++++ SUPPLIED ENTRIES ++++
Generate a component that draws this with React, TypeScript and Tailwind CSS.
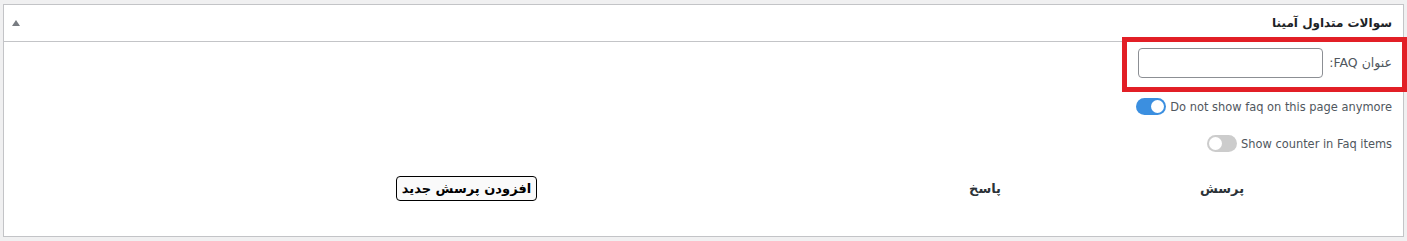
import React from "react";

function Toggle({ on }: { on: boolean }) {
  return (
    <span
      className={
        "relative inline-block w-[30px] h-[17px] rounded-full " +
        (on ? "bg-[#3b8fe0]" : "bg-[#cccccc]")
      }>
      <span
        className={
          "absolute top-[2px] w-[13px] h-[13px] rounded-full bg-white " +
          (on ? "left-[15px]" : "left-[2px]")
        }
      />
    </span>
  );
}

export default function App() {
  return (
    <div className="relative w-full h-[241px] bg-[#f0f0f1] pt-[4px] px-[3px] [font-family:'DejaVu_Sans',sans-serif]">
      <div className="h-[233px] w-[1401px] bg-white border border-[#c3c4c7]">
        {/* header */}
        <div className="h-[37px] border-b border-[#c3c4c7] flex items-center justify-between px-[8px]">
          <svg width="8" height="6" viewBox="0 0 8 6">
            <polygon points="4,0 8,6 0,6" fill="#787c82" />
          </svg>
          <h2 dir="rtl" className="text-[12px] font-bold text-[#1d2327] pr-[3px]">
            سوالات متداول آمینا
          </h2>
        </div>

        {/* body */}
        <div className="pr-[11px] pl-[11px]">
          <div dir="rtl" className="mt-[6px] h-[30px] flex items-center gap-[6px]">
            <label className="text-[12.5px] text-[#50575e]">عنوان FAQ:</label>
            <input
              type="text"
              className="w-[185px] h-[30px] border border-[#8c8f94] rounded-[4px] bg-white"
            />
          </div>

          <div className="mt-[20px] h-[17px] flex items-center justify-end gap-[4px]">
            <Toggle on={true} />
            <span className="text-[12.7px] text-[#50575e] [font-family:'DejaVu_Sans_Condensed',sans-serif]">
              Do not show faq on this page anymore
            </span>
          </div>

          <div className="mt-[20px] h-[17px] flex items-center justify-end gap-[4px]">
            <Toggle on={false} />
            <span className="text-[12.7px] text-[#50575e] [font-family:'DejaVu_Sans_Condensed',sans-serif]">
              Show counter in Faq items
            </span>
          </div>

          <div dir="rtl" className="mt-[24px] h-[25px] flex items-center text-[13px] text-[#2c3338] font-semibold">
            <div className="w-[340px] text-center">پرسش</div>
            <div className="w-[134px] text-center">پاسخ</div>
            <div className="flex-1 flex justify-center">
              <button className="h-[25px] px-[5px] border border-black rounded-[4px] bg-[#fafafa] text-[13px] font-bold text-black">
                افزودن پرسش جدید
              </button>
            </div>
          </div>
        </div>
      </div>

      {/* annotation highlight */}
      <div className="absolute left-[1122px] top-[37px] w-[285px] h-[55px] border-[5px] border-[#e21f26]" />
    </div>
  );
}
++++
++++ SUPPLIED ENTRIES ++++
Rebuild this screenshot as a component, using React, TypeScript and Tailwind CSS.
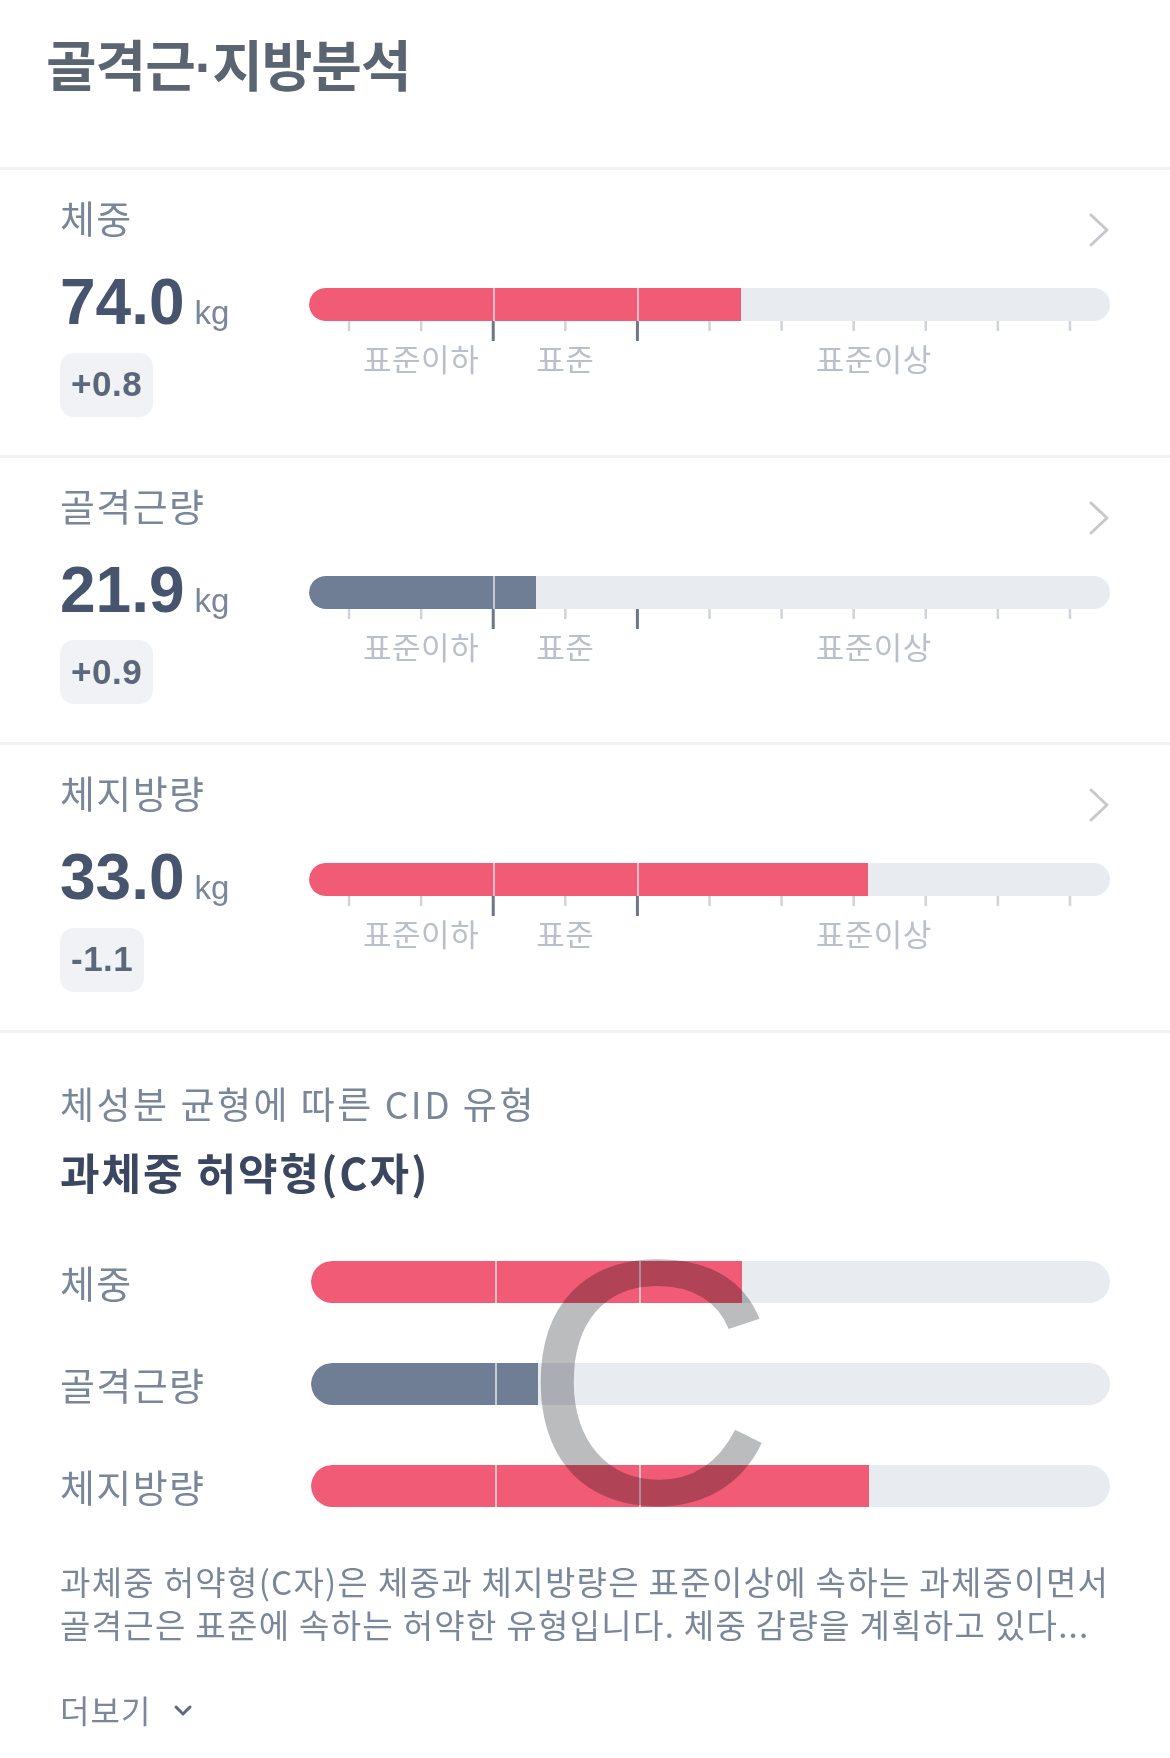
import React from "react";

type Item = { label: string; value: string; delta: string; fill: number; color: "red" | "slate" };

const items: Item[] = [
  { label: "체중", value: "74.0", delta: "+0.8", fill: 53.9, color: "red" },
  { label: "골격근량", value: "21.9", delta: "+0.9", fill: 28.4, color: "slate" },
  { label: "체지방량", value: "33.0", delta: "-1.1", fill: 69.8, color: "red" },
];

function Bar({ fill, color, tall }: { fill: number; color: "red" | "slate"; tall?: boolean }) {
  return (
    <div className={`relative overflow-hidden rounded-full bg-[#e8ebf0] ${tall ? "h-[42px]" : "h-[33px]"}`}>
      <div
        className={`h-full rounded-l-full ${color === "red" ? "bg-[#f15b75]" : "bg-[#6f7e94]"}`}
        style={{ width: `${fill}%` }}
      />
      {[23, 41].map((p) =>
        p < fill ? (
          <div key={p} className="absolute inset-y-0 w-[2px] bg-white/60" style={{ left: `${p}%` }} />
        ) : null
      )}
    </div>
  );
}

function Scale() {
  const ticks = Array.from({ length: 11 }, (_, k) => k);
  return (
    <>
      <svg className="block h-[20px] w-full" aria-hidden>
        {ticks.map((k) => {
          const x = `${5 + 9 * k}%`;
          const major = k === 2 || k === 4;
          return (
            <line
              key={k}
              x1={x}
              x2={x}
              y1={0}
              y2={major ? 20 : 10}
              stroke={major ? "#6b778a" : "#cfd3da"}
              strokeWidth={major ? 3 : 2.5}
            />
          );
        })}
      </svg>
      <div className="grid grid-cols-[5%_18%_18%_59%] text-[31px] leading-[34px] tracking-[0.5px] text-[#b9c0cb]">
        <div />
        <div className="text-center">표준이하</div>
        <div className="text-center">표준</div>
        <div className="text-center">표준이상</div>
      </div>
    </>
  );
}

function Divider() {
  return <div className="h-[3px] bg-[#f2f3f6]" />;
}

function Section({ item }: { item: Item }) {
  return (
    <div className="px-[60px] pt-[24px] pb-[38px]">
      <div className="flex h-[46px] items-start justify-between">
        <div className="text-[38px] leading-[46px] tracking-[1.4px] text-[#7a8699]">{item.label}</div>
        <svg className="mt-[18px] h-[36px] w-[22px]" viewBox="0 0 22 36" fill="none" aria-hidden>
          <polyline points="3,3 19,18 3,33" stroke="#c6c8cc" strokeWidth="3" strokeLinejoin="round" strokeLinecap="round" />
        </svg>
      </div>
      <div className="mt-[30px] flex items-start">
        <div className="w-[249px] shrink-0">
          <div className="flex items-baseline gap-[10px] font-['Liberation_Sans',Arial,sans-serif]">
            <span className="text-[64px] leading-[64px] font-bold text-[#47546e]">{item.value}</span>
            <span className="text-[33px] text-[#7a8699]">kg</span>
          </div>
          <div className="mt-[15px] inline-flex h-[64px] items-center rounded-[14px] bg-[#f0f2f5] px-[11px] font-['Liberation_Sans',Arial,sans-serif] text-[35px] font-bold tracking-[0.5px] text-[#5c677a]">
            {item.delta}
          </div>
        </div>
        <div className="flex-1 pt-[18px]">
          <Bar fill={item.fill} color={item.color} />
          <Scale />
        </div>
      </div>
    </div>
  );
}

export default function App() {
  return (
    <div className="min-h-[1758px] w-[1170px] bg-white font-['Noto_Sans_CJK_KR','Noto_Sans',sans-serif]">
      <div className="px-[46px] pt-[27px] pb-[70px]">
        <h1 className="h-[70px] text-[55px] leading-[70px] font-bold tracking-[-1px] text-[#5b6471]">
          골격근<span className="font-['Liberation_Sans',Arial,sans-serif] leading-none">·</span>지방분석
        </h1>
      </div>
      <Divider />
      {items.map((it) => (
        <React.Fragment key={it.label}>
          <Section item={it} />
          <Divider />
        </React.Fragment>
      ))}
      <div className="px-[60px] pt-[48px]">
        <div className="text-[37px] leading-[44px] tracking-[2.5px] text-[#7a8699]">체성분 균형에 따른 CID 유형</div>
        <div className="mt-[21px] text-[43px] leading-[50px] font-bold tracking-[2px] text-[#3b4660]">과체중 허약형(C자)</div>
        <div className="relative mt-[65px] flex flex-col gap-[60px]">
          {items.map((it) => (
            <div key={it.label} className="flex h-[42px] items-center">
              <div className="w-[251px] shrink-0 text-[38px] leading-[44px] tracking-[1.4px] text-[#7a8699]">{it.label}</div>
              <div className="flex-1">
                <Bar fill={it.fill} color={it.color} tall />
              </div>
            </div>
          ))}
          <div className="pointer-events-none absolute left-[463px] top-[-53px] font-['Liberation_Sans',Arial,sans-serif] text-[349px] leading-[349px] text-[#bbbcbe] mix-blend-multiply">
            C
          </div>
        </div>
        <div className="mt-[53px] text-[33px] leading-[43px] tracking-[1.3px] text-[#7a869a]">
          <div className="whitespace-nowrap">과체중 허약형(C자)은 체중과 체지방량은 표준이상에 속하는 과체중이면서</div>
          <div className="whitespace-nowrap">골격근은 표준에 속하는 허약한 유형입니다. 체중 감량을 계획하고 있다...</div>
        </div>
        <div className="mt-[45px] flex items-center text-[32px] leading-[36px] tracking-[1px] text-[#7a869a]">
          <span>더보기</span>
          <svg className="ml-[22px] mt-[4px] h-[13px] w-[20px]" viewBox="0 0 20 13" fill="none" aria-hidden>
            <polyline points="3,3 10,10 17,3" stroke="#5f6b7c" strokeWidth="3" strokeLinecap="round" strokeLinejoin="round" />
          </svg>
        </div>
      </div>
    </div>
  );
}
++++
**REQUIRED TASK:**
Look through the material above and work out how many of its lines contain "this". State the number only.

**FULL OUTPUT:**
3